# start of Data segment

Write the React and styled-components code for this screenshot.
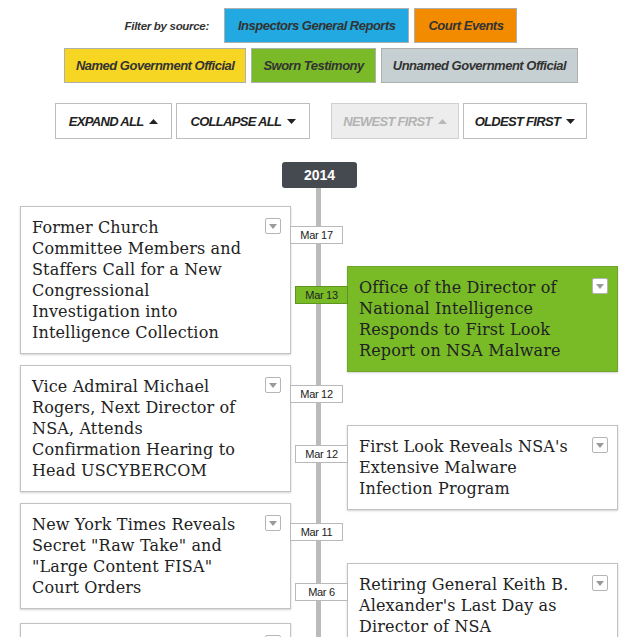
import React from "react";
import styled, { createGlobalStyle } from "styled-components";

const GlobalStyle = createGlobalStyle`
  html, body {
    margin: 0;
    padding: 0;
    background: #ffffff;
  }
  body {
    font-family: "Liberation Sans", Arial, sans-serif;
    color: #222;
  }
`;

const Page = styled.div`
  width: 642px;
  padding-top: 8px;
`;

const FilterBar = styled.div`
  display: flex;
  flex-direction: column;
  align-items: center;
  gap: 5px;
`;

const FilterRow = styled.div`
  display: flex;
  align-items: center;
  gap: 5px;
`;

const FilterLabel = styled.span`
  font-size: 11.5px;
  font-weight: bold;
  font-style: italic;
  letter-spacing: -0.3px;
  color: #333;
  margin-right: 10px;
`;

const SourceButton = styled.button`
  height: 35px;
  padding: 0 ${(p) => p.$pad}px;
  border: 1px solid #aeb0b0;
  background: ${(p) => p.$color};
  font-family: inherit;
  font-size: 13px;
  font-weight: bold;
  font-style: italic;
  letter-spacing: -0.5px;
  color: #333;
  cursor: pointer;
`;

const Controls = styled.div`
  display: flex;
  justify-content: center;
  gap: 21px;
  margin-top: 20px;
`;

const ControlGroup = styled.div`
  display: flex;
  gap: 4px;
`;

const ControlButton = styled.button`
  height: 36px;
  padding: 0 ${(p) => p.$pad}px;
  display: flex;
  align-items: center;
  gap: 6px;
  border: 1px solid ${(p) => (p.disabled ? "#cfcfcf" : "#bdbdbd")};
  background: ${(p) => (p.disabled ? "#ededed" : "#fff")};
  font-family: inherit;
  font-size: 13px;
  font-weight: bold;
  font-style: italic;
  text-transform: uppercase;
  letter-spacing: -0.7px;
  color: ${(p) => (p.disabled ? "#b3b3b3" : "#222")};
`;

const Timeline = styled.div`
  margin: 23px 0 0 20px;
  width: 598px;
  background: linear-gradient(
    to right,
    transparent 296px,
    #bbbbbb 296px,
    #bbbbbb 301px,
    transparent 301px
  );
  min-height: 700px;
`;

const YearRow = styled.div`
  display: flex;
  justify-content: center;
  padding-left: 1px;
`;

const Year = styled.div`
  width: 75px;
  height: 26px;
  border-radius: 3px;
  background: #454a50;
  color: #fff;
  font-weight: bold;
  font-size: 14px;
  line-height: 26px;
  text-align: center;
`;

const Columns = styled.div`
  display: grid;
  grid-template-columns: 271px 271px;
  justify-content: space-between;
  margin-top: 18px;
`;

const Column = styled.div`
  display: flex;
  flex-direction: column;
  padding-top: ${(p) => p.$offset}px;
`;

const Card = styled.article`
  position: relative;
  display: flex;
  align-items: flex-start;
  gap: 8px;
  margin-top: ${(p) => p.$space}px;
  padding: 10px 9px 10px 11px;
  border: 1px solid ${(p) => (p.$highlight ? "#6ea52a" : "#c2c2c2")};
  background: ${(p) => (p.$highlight ? "#78bb27" : "#fff")};
  box-shadow: 0 1px 2px rgba(0, 0, 0, 0.18);
`;

const Title = styled.h3`
  flex: 1;
  margin: 0;
  font-family: "DejaVu Serif", "Liberation Serif", serif;
  font-weight: normal;
  font-size: 16px;
  line-height: 21px;
  letter-spacing: 0.15px;
  color: #222;
  white-space: pre-line;
`;

const Toggle = styled.button`
  flex: none;
  width: 16px;
  height: 16px;
  margin-top: 1px;
  padding: 0;
  display: flex;
  align-items: center;
  justify-content: center;
  border: 1px solid #b5b5b5;
  border-radius: 2px;
  background: #fff;
`;

const DateTag = styled.span`
  position: absolute;
  top: 19px;
  ${(p) => (p.$side === "left" ? "left: 100%;" : "right: 100%;")}
  width: 51px;
  height: 16px;
  border: 1px solid ${(p) => (p.$highlight ? "#5e951f" : "#b9b9b9")};
  background: ${(p) => (p.$highlight ? "#78bb27" : "#fff")};
  font-size: 11px;
  letter-spacing: -0.3px;
  line-height: 16px;
  text-align: center;
  color: #222;
`;

const Arrow = ({ up, color = "#222" }) => (
  <svg width="9" height="5" viewBox="0 0 9 5">
    <polygon points={up ? "0,5 9,5 4.5,0" : "0,0 9,0 4.5,5"} fill={color} />
  </svg>
);

const sources = [
  [
    { label: "Inspectors General Reports", color: "#22a9e1" },
    { label: "Court Events", color: "#f28b00" },
  ],
  [
    { label: "Named Government Official", color: "#f6d523" },
    { label: "Sworn Testimony", color: "#7aba28" },
    { label: "Unnamed Government Official", color: "#c6d0d2" },
  ],
];

const leftEvents = [
  {
    date: "Mar 17",
    space: 0,
    title:
      "Former Church\nCommittee Members and\nStaffers Call for a New\nCongressional\nInvestigation into\nIntelligence Collection",
  },
  {
    date: "Mar 12",
    space: 11,
    title:
      "Vice Admiral Michael\nRogers, Next Director of\nNSA, Attends\nConfirmation Hearing to\nHead USCYBERCOM",
  },
  {
    date: "Mar 11",
    space: 11,
    title:
      'New York Times Reveals\nSecret "Raw Take" and\n"Large Content FISA"\nCourt Orders',
  },
  {
    date: "Mar 4",
    space: 14,
    title: "Senate Intelligence\nCommittee Hearing on\nSurveillance Reform",
  },
];

const rightEvents = [
  {
    date: "Mar 13",
    space: 0,
    highlight: true,
    title:
      "Office of the Director of\nNational Intelligence\nResponds to First Look\nReport on NSA Malware",
  },
  {
    date: "Mar 12",
    space: 53,
    title: "First Look Reveals NSA's\nExtensive Malware\nInfection Program",
  },
  {
    date: "Mar 6",
    space: 53,
    title: "Retiring General Keith B.\nAlexander's Last Day as\nDirector of NSA",
  },
];

const Event = ({ event, side }) => (
  <Card $space={event.space} $highlight={event.highlight}>
    <Title>{event.title}</Title>
    <Toggle aria-label="Expand">
      <svg width="8" height="5" viewBox="0 0 8 5">
        <polygon points="0,0 8,0 4,5" fill="#9a9a9a" />
      </svg>
    </Toggle>
    <DateTag $side={side} $highlight={event.highlight}>
      {event.date}
    </DateTag>
  </Card>
);

export default function App() {
  return (
    <Page>
      <GlobalStyle />
      <FilterBar>
        <FilterRow>
          <FilterLabel>Filter by source:</FilterLabel>
          {sources[0].map((s) => (
            <SourceButton key={s.label} $color={s.color} $pad={13}>
              {s.label}
            </SourceButton>
          ))}
        </FilterRow>
        <FilterRow>
          {sources[1].map((s) => (
            <SourceButton key={s.label} $color={s.color} $pad={11}>
              {s.label}
            </SourceButton>
          ))}
        </FilterRow>
      </FilterBar>

      <Controls>
        <ControlGroup>
          <ControlButton $pad={13}>
            Expand all <Arrow up />
          </ControlButton>
          <ControlButton $pad={13}>
            Collapse all <Arrow />
          </ControlButton>
        </ControlGroup>
        <ControlGroup>
          <ControlButton disabled $pad={11}>
            Newest first <Arrow up color="#b8b8b8" />
          </ControlButton>
          <ControlButton $pad={11}>
            Oldest first <Arrow />
          </ControlButton>
        </ControlGroup>
      </Controls>

      <Timeline>
        <YearRow>
          <Year>2014</Year>
        </YearRow>
        <Columns>
          <Column $offset={0}>
            {leftEvents.map((e) => (
              <Event key={e.date + e.title} event={e} side="left" />
            ))}
          </Column>
          <Column $offset={60}>
            {rightEvents.map((e) => (
              <Event key={e.date + e.title} event={e} side="right" />
            ))}
          </Column>
        </Columns>
      </Timeline>
    </Page>
  );
}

# end of Data segment

* [Short exercise]: Return each line of the data, keeping its wording exact and omitting pictures.

* [Output below]:
Write the React and styled-components code for this screenshot.
import React from "react";
import styled, { createGlobalStyle } from "styled-components";

const GlobalStyle = createGlobalStyle`
  html, body {
    margin: 0;
    padding: 0;
    background: #ffffff;
  }
  body {
    font-family: "Liberation Sans", Arial, sans-serif;
    color: #222;
  }
`;

const Page = styled.div`
  width: 642px;
  padding-top: 8px;
`;

const FilterBar = styled.div`
  display: flex;
  flex-direction: column;
  align-items: center;
  gap: 5px;
`;

const FilterRow = styled.div`
  display: flex;
  align-items: center;
  gap: 5px;
`;

const FilterLabel = styled.span`
  font-size: 11.5px;
  font-weight: bold;
  font-style: italic;
  letter-spacing: -0.3px;
  color: #333;
  margin-right: 10px;
`;

const SourceButton = styled.button`
  height: 35px;
  padding: 0 ${(p) => p.$pad}px;
  border: 1px solid #aeb0b0;
  background: ${(p) => p.$color};
  font-family: inherit;
  font-size: 13px;
  font-weight: bold;
  font-style: italic;
  letter-spacing: -0.5px;
  color: #333;
  cursor: pointer;
`;

const Controls = styled.div`
  display: flex;
  justify-content: center;
  gap: 21px;
  margin-top: 20px;
`;

const ControlGroup = styled.div`
  display: flex;
  gap: 4px;
`;

const ControlButton = styled.button`
  height: 36px;
  padding: 0 ${(p) => p.$pad}px;
  display: flex;
  align-items: center;
  gap: 6px;
  border: 1px solid ${(p) => (p.disabled ? "#cfcfcf" : "#bdbdbd")};
  background: ${(p) => (p.disabled ? "#ededed" : "#fff")};
  font-family: inherit;
  font-size: 13px;
  font-weight: bold;
  font-style: italic;
  text-transform: uppercase;
  letter-spacing: -0.7px;
  color: ${(p) => (p.disabled ? "#b3b3b3" : "#222")};
`;

const Timeline = styled.div`
  margin: 23px 0 0 20px;
  width: 598px;
  background: linear-gradient(
    to right,
    transparent 296px,
    #bbbbbb 296px,
    #bbbbbb 301px,
    transparent 301px
  );
  min-height: 700px;
`;

const YearRow = styled.div`
  display: flex;
  justify-content: center;
  padding-left: 1px;
`;

const Year = styled.div`
  width: 75px;
  height: 26px;
  border-radius: 3px;
  background: #454a50;
  color: #fff;
  font-weight: bold;
  font-size: 14px;
  line-height: 26px;
  text-align: center;
`;

const Columns = styled.div`
  display: grid;
  grid-template-columns: 271px 271px;
  justify-content: space-between;
  margin-top: 18px;
`;

const Column = styled.div`
  display: flex;
  flex-direction: column;
  padding-top: ${(p) => p.$offset}px;
`;

const Card = styled.article`
  position: relative;
  display: flex;
  align-items: flex-start;
  gap: 8px;
  margin-top: ${(p) => p.$space}px;
  padding: 10px 9px 10px 11px;
  border: 1px solid ${(p) => (p.$highlight ? "#6ea52a" : "#c2c2c2")};
  background: ${(p) => (p.$highlight ? "#78bb27" : "#fff")};
  box-shadow: 0 1px 2px rgba(0, 0, 0, 0.18);
`;

const Title = styled.h3`
  flex: 1;
  margin: 0;
  font-family: "DejaVu Serif", "Liberation Serif", serif;
  font-weight: normal;
  font-size: 16px;
  line-height: 21px;
  letter-spacing: 0.15px;
  color: #222;
  white-space: pre-line;
`;

const Toggle = styled.button`
  flex: none;
  width: 16px;
  height: 16px;
  margin-top: 1px;
  padding: 0;
  display: flex;
  align-items: center;
  justify-content: center;
  border: 1px solid #b5b5b5;
  border-radius: 2px;
  background: #fff;
`;

const DateTag = styled.span`
  position: absolute;
  top: 19px;
  ${(p) => (p.$side === "left" ? "left: 100%;" : "right: 100%;")}
  width: 51px;
  height: 16px;
  border: 1px solid ${(p) => (p.$highlight ? "#5e951f" : "#b9b9b9")};
  background: ${(p) => (p.$highlight ? "#78bb27" : "#fff")};
  font-size: 11px;
  letter-spacing: -0.3px;
  line-height: 16px;
  text-align: center;
  color: #222;
`;

const Arrow = ({ up, color = "#222" }) => (
  <svg width="9" height="5" viewBox="0 0 9 5">
    <polygon points={up ? "0,5 9,5 4.5,0" : "0,0 9,0 4.5,5"} fill={color} />
  </svg>
);

const sources = [
  [
    { label: "Inspectors General Reports", color: "#22a9e1" },
    { label: "Court Events", color: "#f28b00" },
  ],
  [
    { label: "Named Government Official", color: "#f6d523" },
    { label: "Sworn Testimony", color: "#7aba28" },
    { label: "Unnamed Government Official", color: "#c6d0d2" },
  ],
];

const leftEvents = [
  {
    date: "Mar 17",
    space: 0,
    title:
      "Former Church\nCommittee Members and\nStaffers Call for a New\nCongressional\nInvestigation into\nIntelligence Collection",
  },
  {
    date: "Mar 12",
    space: 11,
    title:
      "Vice Admiral Michael\nRogers, Next Director of\nNSA, Attends\nConfirmation Hearing to\nHead USCYBERCOM",
  },
  {
    date: "Mar 11",
    space: 11,
    title:
      'New York Times Reveals\nSecret "Raw Take" and\n"Large Content FISA"\nCourt Orders',
  },
  {
    date: "Mar 4",
    space: 14,
    title: "Senate Intelligence\nCommittee Hearing on\nSurveillance Reform",
  },
];

const rightEvents = [
  {
    date: "Mar 13",
    space: 0,
    highlight: true,
    title:
      "Office of the Director of\nNational Intelligence\nResponds to First Look\nReport on NSA Malware",
  },
  {
    date: "Mar 12",
    space: 53,
    title: "First Look Reveals NSA's\nExtensive Malware\nInfection Program",
  },
  {
    date: "Mar 6",
    space: 53,
    title: "Retiring General Keith B.\nAlexander's Last Day as\nDirector of NSA",
  },
];

const Event = ({ event, side }) => (
  <Card $space={event.space} $highlight={event.highlight}>
    <Title>{event.title}</Title>
    <Toggle aria-label="Expand">
      <svg width="8" height="5" viewBox="0 0 8 5">
        <polygon points="0,0 8,0 4,5" fill="#9a9a9a" />
      </svg>
    </Toggle>
    <DateTag $side={side} $highlight={event.highlight}>
      {event.date}
    </DateTag>
  </Card>
);

export default function App() {
  return (
    <Page>
      <GlobalStyle />
      <FilterBar>
        <FilterRow>
          <FilterLabel>Filter by source:</FilterLabel>
          {sources[0].map((s) => (
            <SourceButton key={s.label} $color={s.color} $pad={13}>
              {s.label}
            </SourceButton>
          ))}
        </FilterRow>
        <FilterRow>
          {sources[1].map((s) => (
            <SourceButton key={s.label} $color={s.color} $pad={11}>
              {s.label}
            </SourceButton>
          ))}
        </FilterRow>
      </FilterBar>

      <Controls>
        <ControlGroup>
          <ControlButton $pad={13}>
            Expand all <Arrow up />
          </ControlButton>
          <ControlButton $pad={13}>
            Collapse all <Arrow />
          </ControlButton>
        </ControlGroup>
        <ControlGroup>
          <ControlButton disabled $pad={11}>
            Newest first <Arrow up color="#b8b8b8" />
          </ControlButton>
          <ControlButton $pad={11}>
            Oldest first <Arrow />
          </ControlButton>
        </ControlGroup>
      </Controls>

      <Timeline>
        <YearRow>
          <Year>2014</Year>
        </YearRow>
        <Columns>
          <Column $offset={0}>
            {leftEvents.map((e) => (
              <Event key={e.date + e.title} event={e} side="left" />
            ))}
          </Column>
          <Column $offset={60}>
            {rightEvents.map((e) => (
              <Event key={e.date + e.title} event={e} side="right" />
            ))}
          </Column>
        </Columns>
      </Timeline>
    </Page>
  );
}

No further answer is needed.